- **WHAT IS REQUIRED**: Every entry below must appear again, exactly as written.

--- START OF DATASET ENTRIES ---

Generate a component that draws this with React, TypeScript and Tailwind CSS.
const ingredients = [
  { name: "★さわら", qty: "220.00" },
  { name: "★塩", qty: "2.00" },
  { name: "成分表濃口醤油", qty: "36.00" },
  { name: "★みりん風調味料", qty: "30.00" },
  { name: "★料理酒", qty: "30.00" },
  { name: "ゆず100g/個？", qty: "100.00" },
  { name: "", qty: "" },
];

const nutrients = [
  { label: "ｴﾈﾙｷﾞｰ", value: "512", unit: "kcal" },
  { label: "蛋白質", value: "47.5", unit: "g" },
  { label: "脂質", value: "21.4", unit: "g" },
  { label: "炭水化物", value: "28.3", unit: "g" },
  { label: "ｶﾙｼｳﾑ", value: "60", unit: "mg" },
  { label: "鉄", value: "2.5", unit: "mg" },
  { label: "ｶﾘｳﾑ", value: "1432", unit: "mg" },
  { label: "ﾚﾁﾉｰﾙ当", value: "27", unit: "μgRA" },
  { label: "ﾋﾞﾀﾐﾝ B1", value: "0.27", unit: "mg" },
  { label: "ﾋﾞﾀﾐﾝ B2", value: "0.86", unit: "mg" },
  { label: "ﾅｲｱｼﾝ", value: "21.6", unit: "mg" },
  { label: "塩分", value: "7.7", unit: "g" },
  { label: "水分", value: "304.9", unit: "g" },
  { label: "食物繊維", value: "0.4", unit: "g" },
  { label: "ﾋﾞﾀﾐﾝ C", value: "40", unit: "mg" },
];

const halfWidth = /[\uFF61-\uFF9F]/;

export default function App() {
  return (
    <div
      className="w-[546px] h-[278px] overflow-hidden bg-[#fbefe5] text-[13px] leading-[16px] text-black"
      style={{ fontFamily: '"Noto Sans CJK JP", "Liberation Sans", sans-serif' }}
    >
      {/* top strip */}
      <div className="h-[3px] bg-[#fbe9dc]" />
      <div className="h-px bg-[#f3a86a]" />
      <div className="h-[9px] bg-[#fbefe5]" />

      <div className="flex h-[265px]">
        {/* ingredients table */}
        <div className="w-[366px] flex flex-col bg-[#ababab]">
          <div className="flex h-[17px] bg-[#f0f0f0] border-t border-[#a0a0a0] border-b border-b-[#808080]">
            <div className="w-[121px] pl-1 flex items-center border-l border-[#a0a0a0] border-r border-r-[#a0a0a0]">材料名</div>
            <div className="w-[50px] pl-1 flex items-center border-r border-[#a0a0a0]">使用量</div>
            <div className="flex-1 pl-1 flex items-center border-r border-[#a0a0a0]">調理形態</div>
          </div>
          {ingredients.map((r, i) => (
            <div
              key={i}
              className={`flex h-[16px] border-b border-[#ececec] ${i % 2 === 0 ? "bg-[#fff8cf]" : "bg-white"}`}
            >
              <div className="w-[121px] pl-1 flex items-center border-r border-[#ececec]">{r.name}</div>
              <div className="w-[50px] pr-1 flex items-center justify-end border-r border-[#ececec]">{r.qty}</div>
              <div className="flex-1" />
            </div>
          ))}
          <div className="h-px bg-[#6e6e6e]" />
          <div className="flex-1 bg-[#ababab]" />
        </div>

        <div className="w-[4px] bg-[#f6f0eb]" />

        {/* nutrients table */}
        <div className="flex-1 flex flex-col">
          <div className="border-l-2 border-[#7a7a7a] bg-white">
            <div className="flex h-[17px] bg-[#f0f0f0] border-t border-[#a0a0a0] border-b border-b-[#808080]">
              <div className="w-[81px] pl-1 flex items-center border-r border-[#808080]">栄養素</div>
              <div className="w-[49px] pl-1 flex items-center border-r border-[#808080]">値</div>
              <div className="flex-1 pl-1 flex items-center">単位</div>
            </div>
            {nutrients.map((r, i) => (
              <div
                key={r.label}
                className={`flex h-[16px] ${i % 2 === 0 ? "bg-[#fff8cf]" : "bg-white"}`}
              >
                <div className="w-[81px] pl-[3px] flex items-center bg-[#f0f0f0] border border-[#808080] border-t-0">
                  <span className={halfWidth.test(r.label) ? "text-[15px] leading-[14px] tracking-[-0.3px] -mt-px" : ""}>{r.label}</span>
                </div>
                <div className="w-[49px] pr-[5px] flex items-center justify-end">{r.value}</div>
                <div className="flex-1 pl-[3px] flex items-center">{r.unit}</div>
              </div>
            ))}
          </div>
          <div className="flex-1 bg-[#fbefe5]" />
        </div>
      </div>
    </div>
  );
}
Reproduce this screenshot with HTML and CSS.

--- END OF DATASET ENTRIES ---

- **THE ANSWER**:
Generate a component that draws this with React, TypeScript and Tailwind CSS.
const ingredients = [
  { name: "★さわら", qty: "220.00" },
  { name: "★塩", qty: "2.00" },
  { name: "成分表濃口醤油", qty: "36.00" },
  { name: "★みりん風調味料", qty: "30.00" },
  { name: "★料理酒", qty: "30.00" },
  { name: "ゆず100g/個？", qty: "100.00" },
  { name: "", qty: "" },
];

const nutrients = [
  { label: "ｴﾈﾙｷﾞｰ", value: "512", unit: "kcal" },
  { label: "蛋白質", value: "47.5", unit: "g" },
  { label: "脂質", value: "21.4", unit: "g" },
  { label: "炭水化物", value: "28.3", unit: "g" },
  { label: "ｶﾙｼｳﾑ", value: "60", unit: "mg" },
  { label: "鉄", value: "2.5", unit: "mg" },
  { label: "ｶﾘｳﾑ", value: "1432", unit: "mg" },
  { label: "ﾚﾁﾉｰﾙ当", value: "27", unit: "μgRA" },
  { label: "ﾋﾞﾀﾐﾝ B1", value: "0.27", unit: "mg" },
  { label: "ﾋﾞﾀﾐﾝ B2", value: "0.86", unit: "mg" },
  { label: "ﾅｲｱｼﾝ", value: "21.6", unit: "mg" },
  { label: "塩分", value: "7.7", unit: "g" },
  { label: "水分", value: "304.9", unit: "g" },
  { label: "食物繊維", value: "0.4", unit: "g" },
  { label: "ﾋﾞﾀﾐﾝ C", value: "40", unit: "mg" },
];

const halfWidth = /[\uFF61-\uFF9F]/;

export default function App() {
  return (
    <div
      className="w-[546px] h-[278px] overflow-hidden bg-[#fbefe5] text-[13px] leading-[16px] text-black"
      style={{ fontFamily: '"Noto Sans CJK JP", "Liberation Sans", sans-serif' }}
    >
      {/* top strip */}
      <div className="h-[3px] bg-[#fbe9dc]" />
      <div className="h-px bg-[#f3a86a]" />
      <div className="h-[9px] bg-[#fbefe5]" />

      <div className="flex h-[265px]">
        {/* ingredients table */}
        <div className="w-[366px] flex flex-col bg-[#ababab]">
          <div className="flex h-[17px] bg-[#f0f0f0] border-t border-[#a0a0a0] border-b border-b-[#808080]">
            <div className="w-[121px] pl-1 flex items-center border-l border-[#a0a0a0] border-r border-r-[#a0a0a0]">材料名</div>
            <div className="w-[50px] pl-1 flex items-center border-r border-[#a0a0a0]">使用量</div>
            <div className="flex-1 pl-1 flex items-center border-r border-[#a0a0a0]">調理形態</div>
          </div>
          {ingredients.map((r, i) => (
            <div
              key={i}
              className={`flex h-[16px] border-b border-[#ececec] ${i % 2 === 0 ? "bg-[#fff8cf]" : "bg-white"}`}
            >
              <div className="w-[121px] pl-1 flex items-center border-r border-[#ececec]">{r.name}</div>
              <div className="w-[50px] pr-1 flex items-center justify-end border-r border-[#ececec]">{r.qty}</div>
              <div className="flex-1" />
            </div>
          ))}
          <div className="h-px bg-[#6e6e6e]" />
          <div className="flex-1 bg-[#ababab]" />
        </div>

        <div className="w-[4px] bg-[#f6f0eb]" />

        {/* nutrients table */}
        <div className="flex-1 flex flex-col">
          <div className="border-l-2 border-[#7a7a7a] bg-white">
            <div className="flex h-[17px] bg-[#f0f0f0] border-t border-[#a0a0a0] border-b border-b-[#808080]">
              <div className="w-[81px] pl-1 flex items-center border-r border-[#808080]">栄養素</div>
              <div className="w-[49px] pl-1 flex items-center border-r border-[#808080]">値</div>
              <div className="flex-1 pl-1 flex items-center">単位</div>
            </div>
            {nutrients.map((r, i) => (
              <div
                key={r.label}
                className={`flex h-[16px] ${i % 2 === 0 ? "bg-[#fff8cf]" : "bg-white"}`}
              >
                <div className="w-[81px] pl-[3px] flex items-center bg-[#f0f0f0] border border-[#808080] border-t-0">
                  <span className={halfWidth.test(r.label) ? "text-[15px] leading-[14px] tracking-[-0.3px] -mt-px" : ""}>{r.label}</span>
                </div>
                <div className="w-[49px] pr-[5px] flex items-center justify-end">{r.value}</div>
                <div className="flex-1 pl-[3px] flex items-center">{r.unit}</div>
              </div>
            ))}
          </div>
          <div className="flex-1 bg-[#fbefe5]" />
        </div>
      </div>
    </div>
  );
}
Reproduce this screenshot with HTML and CSS.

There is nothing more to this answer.